After that, the Trump team must strike a deal with Congress before beginning to haggle with Mexico and Canada on a revised NAFTA. A month ago, Commerce Secretary Wilbur L. Ross Jr. was already exasperated with the snail’s pace for trade talks in Washington.

“It’s been frustratingly slow,” he fumed on Fox News.

Mr. Ross and other top Trump officials met with the House Advisory Group on Negotiations, a first step toward trade promotion authority for the president to fast-track any deal with Mexico and Canada.

Mr. Trump’s aides have yet to meet with the Senate Advisory Group on Negotiations or provide formal notice to Congress of their plans. The notice begins a 90-day waiting period for intensive negotiations between the administration and Congress to set parameters and objectives for the NAFTA rewrite. A leaked draft of the proposed NAFTA notice in late March proved a disappointment to trade hawks, seeking what appeared to be far more modest concessions from Mexico and Canada than Mr. Trump had talked about on the campaign trail.

Rising leverage

When the Trump administration does reach the bargaining table, it will face two neighbors with significantly more leverage on trade than they had a quarter-century ago when NAFTA was first approved.
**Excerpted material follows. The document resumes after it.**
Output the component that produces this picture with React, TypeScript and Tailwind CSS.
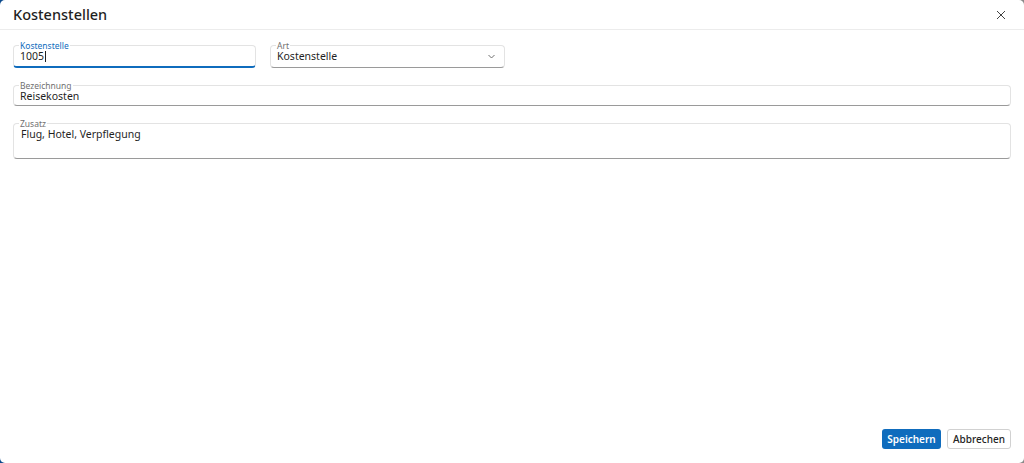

Mexico’s more muscular stance is on display this week with a delegation of government and business leaders in Argentina and Brazil to explore alternative sources of corn, soybeans, wheat and rice. The U.S. is Mexico’s biggest supplier of these agriculture products.

Francois-Philippe Champagne, Canada’s minister of international trade, plans to be in Washington for a trade conference on Wednesday and is emphasizing the integrated nature of the North American economy.

“Maintaining strong economic ties is vital to our mutual success,” said Mr. Champagne. “Canada strongly supports open, principled and progressive trade throughout the Americas to create greater prosperity that leads to good-paying middle-class jobs for all of our citizens.”

Last year, Canada had a trade surplus in goods with the U.S. of $12.1 billion, and Mexico had a goods trade surplus of $63.2 billion.

The Trump administration also must contend with a tangle of competing U.S. business interests and political forces on Capitol Hill, many with strongly vested interests in the free trade arrangements.

“His effort to repeal and replace Obamacare will seem like child’s play compared to the effort that would be needed to get a massive rewrite of major trade legislation through Congress,” said Democratic strategist Jim Manley, who served as a top adviser to Harry Reid when he was Senate majority leader.

“One of the biggest issues will be the fact that despite some legitimate criticism of trade policy, there are major business groups fighting tooth and nail to protect their interests,” said Mr. Manley.

Mr. Trump already backed off plans to pull out of NAFTA, saying the threat of a pullout prompted Mexico and Canada to agree to reopen the deal. However, Mr. Trump quickly determined that NAFTA had plenty of winners in the U.S., especially border states. U.S. agriculture and energy industries have prospered greatly in the free trade zone.

“They don’t want to hurt the progress that has been made for American workers,” said Theresa Cardinal Brown, a researcher heading a NAFTA project at the Bipartisan Policy Center. “You have several million jobs in the United States, manufacturing and otherwise, that are dependent on NAFTA. You don’t necessarily want to trade those jobs for other jobs.”

She was optimistic that something positive would come out of renegotiations.

“At the end of the day, whatever is negotiated, the president is going to say he won,” said Ms. Brown.

Mexico and Canada indicated their approach to the talks by describing the need to “update” the agreement.

Indeed, there are areas of trade that have evolved dramatically since NAFTA was signed in 1993, such as e-commerce.

Success for Mr. Trump will hinge on the size of concessions he wants from Mexico and Canada, said Gary Burtless, an economist at the Brookings Institution in Washington.

“I don’t know the administration’s ultimate aims here. If a small political victory is all the president is looking for, I think he can achieve his goal,” he said. “If instead he wants concessions large enough to move us to huge U.S. trade surpluses with Mexico and Canada, the road to achieving his goal will be much, much rougher.”

He noted the range of businesses involved in cross-border commerce as a result of NAFTA, including automakers that assemble cars on both sides of the Rio Grande and U.S. retailers that rely on low-cost winter produce from Mexico to keep their shelves stocked.

“I’m not sure whether the U.S. defenders of NAFTA are all that powerful, but the more U.S. industries that feel they are losers under a revamped NAFTA deal, the more political opposition will spring up to stop a new deal,” said Mr. Burtless. “Compared with 1993, there are now a lot more players on both sides of the border who have a big stake in keeping the trade relationship strong and tariff-free.”